After Sex, Laws and Cyberspace, I assumed I would always be at work on another book, but I have let several years pass since delivering that manuscript without pursuing another. The reasons are complex, and I am not sure I understand them all. In part, I discovered a gulf between what one proposes to a publisher and what one really wants to write. The gravitational pull of the appalling economics warps the fragile archetype, the lacelike book of one's imagination. At one point, interested in writing about technology and morality, I suggested to my publisher that I do a book on the Unabomber and David Gelernter. The chances of breaking through the general noise with a hookless philosophical work are not great, though it has been done. What I really wanted to write about was hope, self-deception, the idea of freedom of speech, the Prisoner's Dilemma and the tragedy of the commons.

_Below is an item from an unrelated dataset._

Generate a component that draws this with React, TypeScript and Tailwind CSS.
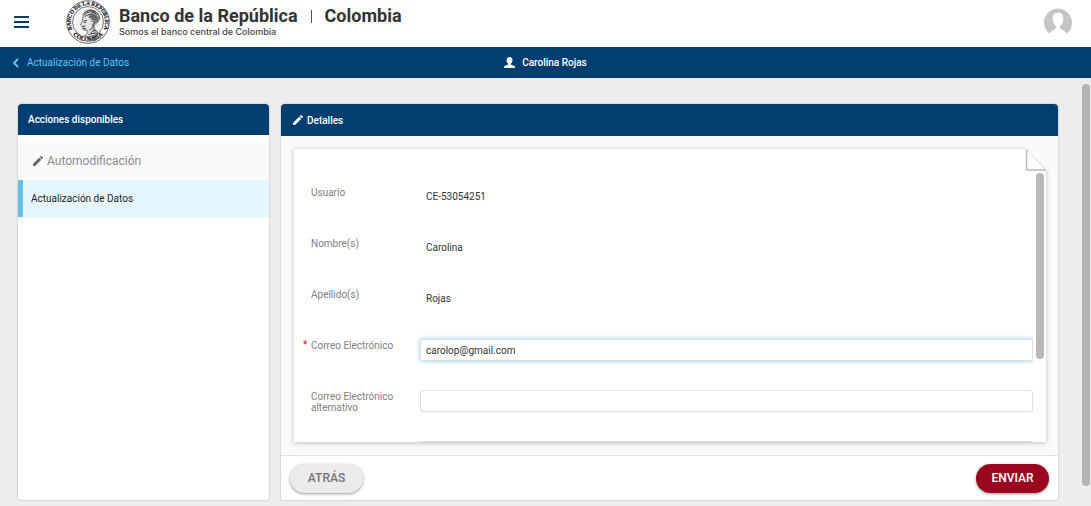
import React, { useState } from "react";

function Seal() {
  return (
    <svg viewBox="0 0 88 88" className="size-11 shrink-0" role="img" aria-label="Banco de la República Colombia">
      <defs>
        <path id="seal-top" d="M13 60 A34.500 34.500 0 1 1 75 60" />
        <path id="seal-bottom" d="M9 62 A39.500 39.500 0 0 0 79 62" />
      </defs>
      <circle cx="44" cy="44" r="42.500" fill="#fff" stroke="#666" strokeWidth="2" />
      <circle cx="44" cy="44" r="31" fill="#f4f4f4" stroke="#666" strokeWidth="1.800" />
      <g fontFamily="Liberation Serif, serif" fontWeight="700" fill="#111" stroke="#111" strokeWidth="0.400">
        <text fontSize="10.500">
          <textPath href="#seal-top" startOffset="50%" textAnchor="middle">BANCO DE LA REPUBLICA</textPath>
        </text>
        <text fontSize="12">
          <textPath href="#seal-bottom" startOffset="50%" textAnchor="middle">COLOMBIA</textPath>
        </text>
      </g>
      <path d="M34 33C34 22 46 17 55 21C65 25 69 36 64 44C60 49 56 47 56 53C56 59 62 62 64 66C55 73 42 75 37 71C44 68 45 63 42 60C36 61 33 60 34 56L32 52L29 50L33 42Z" fill="#e4e4e4" stroke="#444" strokeWidth="1.500" />
      <path d="M46 35C44 26 55 20 62 29C68 37 64 43 59 47L57 55L62 63L53 61L54 48C58 42 52 38 46 35Z" fill="#999" />
      <g fill="none" stroke="#333" strokeWidth="2" strokeLinecap="round">
        <path d="M36 30C42 23 52 21 60 28M38 33C44 28 53 27 61 34M46 35C52 31 59 35 64 39M50 39C55 36 60 39 62 43M52 43C57 41 59 44 56 48" />
        <path d="M36 42l5-1M37 45h2M34 53l4-1M35 57h4M47 60C52 57 55 54 54 48M50 65C55 61 58 60 60 62M46 69C51 68 57 65 61 66" />
        <path d="M52 22C61 22 67 30 67 38M39 25C45 19 56 20 61 25" strokeWidth="1.500" />
      </g>
    </svg>
  );
}

function Pencil({ className }: { className: string }) {
  return (
    <svg viewBox="3 3 18 18" fill="currentColor" className={className} aria-hidden="true">
      <path d="M3 17.250V21h3.750L17.810 9.940l-3.750-3.750L3 17.250zM20.710 7.040a1 1 0 0 0 0-1.410l-2.340-2.340a1 1 0 0 0-1.410 0l-1.830 1.830 3.750 3.750 1.830-1.830z" />
    </svg>
  );
}

function UserIcon() {
  return (
    <svg viewBox="0 0 22 22" className="size-[11px]" fill="currentColor" aria-hidden="true">
      <path d="M11 0C7 0 5 2.500 5 6.500C5 9 6.300 11.800 8 13.200V15.500L2 17.500Q0 18.300 0 20.500V22H22V20.500Q22 18.300 20 17.500L14 15.500V13.200C15.700 11.800 17 9 17 6.500C17 2.500 15 0 11 0Z" />
    </svg>
  );
}

function Avatar() {
  return (
    <svg viewBox="0 0 54 54" className="size-7" aria-hidden="true">
      <path d="M10 49A27 27 0 1 1 44 49Q39 43 33 41Q30 39 31 35Q37 30 37 21Q38 9 27 9Q16 9 17 21Q17 30 23 35Q24 39 21 41Q15 43 10 49Z" fill="#c4c5c5" />
    </svg>
  );
}

const details = [
  { label: "Usuario", value: "CE-53054251" },
  { label: "Nombre(s)", value: "Carolina" },
  { label: "Apellido(s)", value: "Rojas" },
];

const labelClass = "relative w-[109px] shrink-0 pt-px pr-4 text-[10px] leading-[11px] text-[#808080]";
const inputClass =
  "h-[22px] min-w-0 flex-1 rounded-[2px] border border-[#dedede] bg-white px-[5px] text-[10px] text-[#333] outline-none focus:shadow-[0_0_5px_#93c9f3]";

export default function App() {
  const [email, setEmail] = useState("carolop@gmail.com");
  const [altEmail, setAltEmail] = useState("");

  return (
    <div className="flex h-screen flex-col overflow-hidden bg-[#ededed] font-['Roboto',sans-serif] text-[10px] text-[#222]">
      <header className="flex h-[47px] shrink-0 items-center bg-white pr-[19px] pb-1 pl-[14px]">
        <button type="button" aria-label="Menú" className="mr-[37px] flex w-[15px] flex-col gap-[3px]">
          <span className="h-[2px] w-full bg-[#003e70]" />
          <span className="h-[2px] w-full bg-[#003e70]" />
          <span className="h-[2px] w-full bg-[#003e70]" />
        </button>
        <Seal />
        <div className="ml-[9px] whitespace-nowrap">
          <h1 className="flex items-center text-[18px] leading-[20px] font-bold text-[#333]">
            Banco de la República
            <span className="mx-[13px] h-[13px] w-px bg-[#555]" />
            Colombia
          </h1>
          <p className="font-['Inter',sans-serif] text-[9px] leading-[11px] font-medium text-[#444]">Somos el banco central de Colombia</p>
        </div>
        <button type="button" aria-label="Perfil" className="ml-auto">
          <Avatar />
        </button>
      </header>

      <nav className="grid h-[31px] shrink-0 grid-cols-3 items-center bg-[#003e70] px-3">
        <a href="#inicio" className="flex items-center gap-2 text-[#61c4f2]">
          <svg viewBox="0 0 7 10" className="h-[10px] w-[7px]" fill="none" stroke="currentColor" strokeWidth="1.800" aria-hidden="true">
            <path d="M6 1L2 5L6 9" />
          </svg>
          Actualización de Datos
        </a>
        <div className="flex items-center justify-center gap-[7px] font-medium text-white">
          <UserIcon />
          Carolina Rojas
        </div>
      </nav>

      <div className="flex min-h-0 flex-1">
        <main className="flex min-h-0 min-w-0 flex-1 gap-3 pt-[26px] pr-6 pb-[6px] pl-[18px]">
          <aside className="w-[251px] shrink-0 overflow-hidden rounded-[4px] bg-white shadow-[0_0_2px_#aaa]">
            <h2 className="flex h-[31px] items-center bg-[#003e70] px-[10px] font-medium text-white">Acciones disponibles</h2>
            <div className="mt-[6px] flex h-[39px] items-center gap-1 bg-[#fafafa] pl-[15px] text-[12px] text-[#8a8a8a]">
              <Pencil className="size-[10px] text-[#666]" />
              Automodificación
            </div>
            <a href="#datos" className="flex h-[37px] items-center border-l-[5px] border-[#65c0e6] bg-[#e6f6ff] pl-2 text-[#222]">
              Actualización de Datos
            </a>
          </aside>

          <section className="flex min-w-0 flex-1 flex-col overflow-hidden rounded-[4px] bg-[#fafafa] shadow-[0_0_2px_#aaa]">
            <h2 className="flex h-8 shrink-0 items-center gap-1 bg-[#003e70] px-3 font-medium text-white">
              <Pencil className="size-[10px]" />
              Detalles
            </h2>
            <form id="details" className="relative mt-[13px] mr-3 mb-[13px] ml-[13px] flex min-h-0 flex-1 bg-white shadow-[0_1px_5px_#bbb]">
              <div className="flex min-w-0 flex-1 flex-col gap-[29px] overflow-hidden pt-[37px] pl-[17px]">
                {details.map((item) => (
                  <div key={item.label} className="flex h-[22px] shrink-0">
                    <span className={labelClass}>{item.label}</span>
                    <span className="pl-[6px] text-[10px] leading-[22px] text-[#333]">{item.value}</span>
                  </div>
                ))}
                <div className="flex h-[22px] shrink-0">
                  <label htmlFor="email" className={labelClass}>
                    <span className="absolute top-0 -left-2 text-[#e00]">*</span>
                    Correo Electrónico
                  </label>
                  <input id="email" type="email" required autoFocus value={email} onChange={(e) => setEmail(e.target.value)} className={`${inputClass} caret-transparent`} />
                </div>
                <div className="flex h-[22px] shrink-0">
                  <label htmlFor="alt-email" className={labelClass}>Correo Electrónico alternativo</label>
                  <input id="alt-email" type="email" value={altEmail} onChange={(e) => setAltEmail(e.target.value)} className={inputClass} />
                </div>
                <div className="flex h-[22px] shrink-0">
                  <span className={labelClass} />
                  <input type="text" aria-label="Dato adicional" className={inputClass} />
                </div>
              </div>
              <div className="w-[13px] shrink-0 pt-6 pl-[3px]">
                <div className="h-[186px] w-2 rounded-full bg-[#b8b8b8]" />
              </div>
              <svg viewBox="0 0 20 22" className="absolute top-0 right-0 h-[22px] w-5 overflow-visible" aria-hidden="true">
                <path d="M0 -3H24V22H20L0 0Z" fill="#fafafa" />
                <path d="M0 0L20 21H0Z" fill="#fff" />
                <path d="M0 0L20 21" stroke="#d4d4d4" />
                <path d="M0.500 1V21H20" fill="none" stroke="#bbb" strokeWidth="1.500" />
              </svg>
            </form>
            <footer className="flex h-[45px] shrink-0 items-center justify-between border-t border-[#e2e2e2] bg-white px-[9px]">
              <button type="button" className="h-[29px] w-[73px] rounded-full bg-[#ebebeb] text-[12px] font-medium text-[#777] shadow-[0_1px_3px_#999]">
                ATRÁS
              </button>
              <button type="submit" form="details" className="h-[29px] w-[73px] rounded-full bg-[#9c0720] text-[12px] font-medium text-white shadow-[0_1px_3px_#999]">
                ENVIAR
              </button>
            </footer>
          </section>
        </main>
        <div className="w-[9px] shrink-0 pt-[6px] pb-5">
          <div className="h-full w-2 rounded-full bg-[#b4b4b4]" />
        </div>
      </div>
    </div>
  );
}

While succeeding as a novelist seemed to require one sort of prostitution, nonfiction required another. Since humans, even quite smart ones, do not trust themselves to evaluate an idea, a whole Idea Approving Industry has sprung up. Generally, one writes a serious nonfiction book (excluding anything on the mob, the lives of country singers, and the Roswell Incident) if one is a professor, a journalist, or has found a difficult third way to become an Approved Idea Purveyor. My road to being an AIP was through being an attorney. A sampling of the nonfiction books available at any time confirms that one can become an AIP without having anything to say. Conversely, many with something to say undoubtedly fail to become AIP's. This reminds me of a story of my brother Joe's. Birdwatching in Central Park one spring, he identified a rare warbler. But, since no-one knew him, no-one believed him until one of the Central Park regulars identified the bird; and then no-one remembered Joe had seen it first.

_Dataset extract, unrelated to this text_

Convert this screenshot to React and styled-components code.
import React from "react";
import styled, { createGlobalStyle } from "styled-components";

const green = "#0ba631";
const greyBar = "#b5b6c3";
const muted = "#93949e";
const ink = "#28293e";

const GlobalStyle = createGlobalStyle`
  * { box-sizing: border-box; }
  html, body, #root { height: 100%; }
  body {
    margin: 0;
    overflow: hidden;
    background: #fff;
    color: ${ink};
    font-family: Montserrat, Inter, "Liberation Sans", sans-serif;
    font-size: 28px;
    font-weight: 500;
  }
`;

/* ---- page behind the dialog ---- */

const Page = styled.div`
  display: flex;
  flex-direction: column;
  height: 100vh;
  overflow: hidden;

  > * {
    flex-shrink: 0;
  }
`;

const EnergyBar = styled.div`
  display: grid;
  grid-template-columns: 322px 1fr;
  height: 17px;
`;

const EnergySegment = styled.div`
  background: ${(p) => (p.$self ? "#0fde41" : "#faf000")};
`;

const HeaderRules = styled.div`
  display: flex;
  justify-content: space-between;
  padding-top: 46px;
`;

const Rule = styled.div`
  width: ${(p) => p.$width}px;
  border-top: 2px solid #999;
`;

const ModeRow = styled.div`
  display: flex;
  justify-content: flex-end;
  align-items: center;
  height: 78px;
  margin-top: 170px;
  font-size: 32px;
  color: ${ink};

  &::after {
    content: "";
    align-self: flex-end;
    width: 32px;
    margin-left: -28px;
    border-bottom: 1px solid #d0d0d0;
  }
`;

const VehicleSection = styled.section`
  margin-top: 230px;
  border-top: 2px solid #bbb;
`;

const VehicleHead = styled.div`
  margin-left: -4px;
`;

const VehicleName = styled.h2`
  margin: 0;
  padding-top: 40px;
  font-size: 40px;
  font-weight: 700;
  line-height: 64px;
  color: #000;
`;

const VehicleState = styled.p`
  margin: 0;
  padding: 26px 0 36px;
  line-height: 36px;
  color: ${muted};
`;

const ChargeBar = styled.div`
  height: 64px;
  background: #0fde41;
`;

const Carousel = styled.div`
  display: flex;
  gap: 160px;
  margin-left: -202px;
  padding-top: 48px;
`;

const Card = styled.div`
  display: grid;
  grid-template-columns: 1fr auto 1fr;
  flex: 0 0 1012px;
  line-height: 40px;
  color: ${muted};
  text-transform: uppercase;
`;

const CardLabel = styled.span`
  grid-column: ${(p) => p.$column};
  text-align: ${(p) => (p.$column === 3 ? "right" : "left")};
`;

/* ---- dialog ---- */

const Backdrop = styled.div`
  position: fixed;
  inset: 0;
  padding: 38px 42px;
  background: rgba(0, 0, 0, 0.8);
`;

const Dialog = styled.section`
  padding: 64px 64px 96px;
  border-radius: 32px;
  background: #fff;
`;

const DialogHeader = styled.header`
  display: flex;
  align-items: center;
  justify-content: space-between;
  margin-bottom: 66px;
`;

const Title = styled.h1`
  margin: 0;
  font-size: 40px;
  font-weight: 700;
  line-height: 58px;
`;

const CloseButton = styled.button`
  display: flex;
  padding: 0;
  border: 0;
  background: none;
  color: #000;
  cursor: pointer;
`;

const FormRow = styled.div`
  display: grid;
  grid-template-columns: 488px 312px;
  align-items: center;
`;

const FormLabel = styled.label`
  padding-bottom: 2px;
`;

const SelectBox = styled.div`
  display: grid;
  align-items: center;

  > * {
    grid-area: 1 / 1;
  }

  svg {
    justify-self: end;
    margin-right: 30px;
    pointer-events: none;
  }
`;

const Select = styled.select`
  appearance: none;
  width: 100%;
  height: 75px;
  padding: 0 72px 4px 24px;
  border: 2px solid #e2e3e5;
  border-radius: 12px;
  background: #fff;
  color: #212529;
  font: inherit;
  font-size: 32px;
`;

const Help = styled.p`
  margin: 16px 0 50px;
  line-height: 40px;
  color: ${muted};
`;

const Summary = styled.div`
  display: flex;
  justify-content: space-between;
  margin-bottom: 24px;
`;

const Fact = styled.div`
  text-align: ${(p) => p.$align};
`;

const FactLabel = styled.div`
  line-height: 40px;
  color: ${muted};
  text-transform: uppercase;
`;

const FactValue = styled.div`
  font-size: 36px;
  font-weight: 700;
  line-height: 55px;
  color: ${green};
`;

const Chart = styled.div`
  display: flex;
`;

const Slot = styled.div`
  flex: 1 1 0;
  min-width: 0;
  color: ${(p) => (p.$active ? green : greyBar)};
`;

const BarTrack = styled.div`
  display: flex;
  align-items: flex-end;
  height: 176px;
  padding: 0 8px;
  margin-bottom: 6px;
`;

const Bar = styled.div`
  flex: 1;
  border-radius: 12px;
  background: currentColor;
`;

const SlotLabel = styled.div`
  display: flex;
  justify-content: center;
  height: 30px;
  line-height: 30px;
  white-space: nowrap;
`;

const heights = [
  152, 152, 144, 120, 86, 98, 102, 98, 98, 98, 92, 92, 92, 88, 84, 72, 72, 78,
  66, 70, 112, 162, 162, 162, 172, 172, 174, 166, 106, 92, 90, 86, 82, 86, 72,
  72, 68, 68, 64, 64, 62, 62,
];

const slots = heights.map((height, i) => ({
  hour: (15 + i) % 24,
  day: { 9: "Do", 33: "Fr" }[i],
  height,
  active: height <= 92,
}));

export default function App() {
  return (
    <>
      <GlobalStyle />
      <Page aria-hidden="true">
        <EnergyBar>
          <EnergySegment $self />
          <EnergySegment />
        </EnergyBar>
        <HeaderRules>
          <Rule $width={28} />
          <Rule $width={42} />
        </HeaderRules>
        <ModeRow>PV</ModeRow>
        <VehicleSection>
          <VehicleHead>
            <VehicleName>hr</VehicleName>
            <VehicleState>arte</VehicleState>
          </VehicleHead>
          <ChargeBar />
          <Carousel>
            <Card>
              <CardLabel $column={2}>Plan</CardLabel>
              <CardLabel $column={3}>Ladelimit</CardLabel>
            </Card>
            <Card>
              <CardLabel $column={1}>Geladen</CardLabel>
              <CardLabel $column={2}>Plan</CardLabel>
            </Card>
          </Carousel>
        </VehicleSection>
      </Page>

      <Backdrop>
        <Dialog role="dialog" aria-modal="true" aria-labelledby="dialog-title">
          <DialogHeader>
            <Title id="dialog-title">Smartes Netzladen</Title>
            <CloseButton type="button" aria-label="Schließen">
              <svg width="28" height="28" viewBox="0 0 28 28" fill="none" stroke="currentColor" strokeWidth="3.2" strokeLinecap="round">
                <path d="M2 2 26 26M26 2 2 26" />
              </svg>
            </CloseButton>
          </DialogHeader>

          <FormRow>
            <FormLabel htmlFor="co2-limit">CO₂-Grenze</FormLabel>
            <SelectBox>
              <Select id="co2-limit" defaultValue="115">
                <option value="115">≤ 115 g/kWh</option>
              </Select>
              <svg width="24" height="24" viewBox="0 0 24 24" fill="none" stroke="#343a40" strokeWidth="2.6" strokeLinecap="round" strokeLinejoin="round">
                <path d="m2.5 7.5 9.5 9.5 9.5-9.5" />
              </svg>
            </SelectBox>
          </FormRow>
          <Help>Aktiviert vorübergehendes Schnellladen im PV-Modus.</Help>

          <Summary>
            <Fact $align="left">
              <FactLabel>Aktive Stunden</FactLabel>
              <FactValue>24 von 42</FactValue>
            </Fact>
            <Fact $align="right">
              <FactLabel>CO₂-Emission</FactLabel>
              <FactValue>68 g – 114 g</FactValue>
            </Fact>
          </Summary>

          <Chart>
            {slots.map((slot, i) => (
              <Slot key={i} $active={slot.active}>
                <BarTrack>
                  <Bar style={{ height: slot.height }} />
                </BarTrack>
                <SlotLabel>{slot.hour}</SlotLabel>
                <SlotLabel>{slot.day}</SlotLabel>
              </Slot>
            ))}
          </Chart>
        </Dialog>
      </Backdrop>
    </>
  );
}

We are all used to the idea that books have editors because it has always been so since the introduction of the printing press. However, in evolutionary terms, editors may be spandrels rather than adaptations. "Spandrel" is my vocabulary word for the month; I found it in Daniel Dennett's Darwin's Dangerous Idea. It means a feature which is a byproduct of an evolutionary adaptation. In the case of editors, the printing press itself is the adaptation; an editor is just someone whom the owner of the press hired to protect his investment. Press owners certainly have a property right that permits them to edit or even mutilate anything they have purchased in order to print. This does not mean that we are all worse off without editors. On the whole, the quantity of interesting, artistic and controversial speech that is widely distributed as a result of the Net making every computer a printing press, far outweighs any benefit of editing.
We are used to thinking of certain forms of art, such as plays and movies, as a collaborative effort, while others, such as paintings, we think of as completely individual expressions. It is often an error to place an edited book in the latter category; much of the time it is really a collaborative work co-authored by the editor.
Before the printing press, the author wrote a manuscript; if it was well received by friends and acquaintances, copies were made and it was passed on to a more general readership. In those days, an author had a more direct dialog with his readers; he didn't have to persuade a gatekeeper that his work had value. Writing was also not a business, so there was less of an incentive to tell the story in the safest way, the one the audience most wanted to hear.
Around my fortieth birthday in mid-1994, I sat in an airport and made a list of the things I wanted to accomplish in the decade to follow; at the top of that list was publication of The Ethical Spectacle. In January 1995, I placed the first issue online. It contained several essays I had written, including a review of Schindler's List and a call for a new political party.
I had no idea if I would find any readers, but the first email from a stranger arrived just days later. As I write this, I have just published the thirty-seventh monthly issue, and the Spectacle is being read by more than 20,000 people a month. Thus, more people read my writing every month than have read Sex, Laws and Cyberspace in the two years since its publication.
I get email every day commenting on articles I have written, and people submit work of their own. Editors have asked permission to reprint stuff of mine in print journals and in anthologies, which I always grant. The Spectacle has been cited in news reports, scholarly articles and even court decisions.
Thye impact on other people, and on my own life, has been far greater than I anticipated in 1994. And I am my own gatekeeper. I don't have to persuade anyone else that the time is right for an essay about our attitude towards the future or on social control of technology. Certainly, I write sentences which might have benefited from someone else's eye, but its not worth trading my complete freedom of thought for that help. No-one can kill an article, chop out a section, or insert material which does not belong there (all adventures I have had in the print world.) No-one is the hidden co-author of my work.
I am lucky in that I do not need to write to live. Intending no disrespect to those who do, I believe that money distorts art more than it fosters it. Writers for pay write too much or write what they do not mean. Reading Shakespeare's or Balzac's potboilers is a sad experience. A writer who does not write for pay is more likely to say what he means and then shut up.
There is another reason why a writer does well to make his living elsewhere. The writer sits atop a ladder that must come to earth somewhere (the image is stolen from Yeats.) My ladder meets earth in the computer industry, recruiting, law. I draw on these for insights and material. A professional writer's life meets earth in writing. Sooner or later, especially if highly successful, he runs the risk of being insulated from other forms of life. He is then writing about life at one remove, or writing about a writer's life, both of which are equally unsatisfactory. His ladder is set upon a ladder--its ladders all the way down.
Of course, hypertext itself is the greatest advantage of writing on the Web. An interested reader can trace the evolution of my thought by following links. The Spectacle is a continuum; I get email from people who spent an afternoon or a night following the links. This same experience is not available to those who read a writer's short piece in the latest New Yorker. The best writing on the Web is that which would lose a dimension if collapsed between the pages of a book.
Because hypertext is so new; because there is no commercial market for it; because so much vanity is involved in seeing your name on the spine of a printed book; many writers are still affected by the bias that a book is the only publication which counts. For me, publishing on the Web has led to more freedom, more satisfying feedback, and the ability to experiment with effects not possible in print. For all these reasons, I am not highly motivated to write another book. Looked at another way, the ten megabytes of The Spectacle are my book, which I improve and expand every day.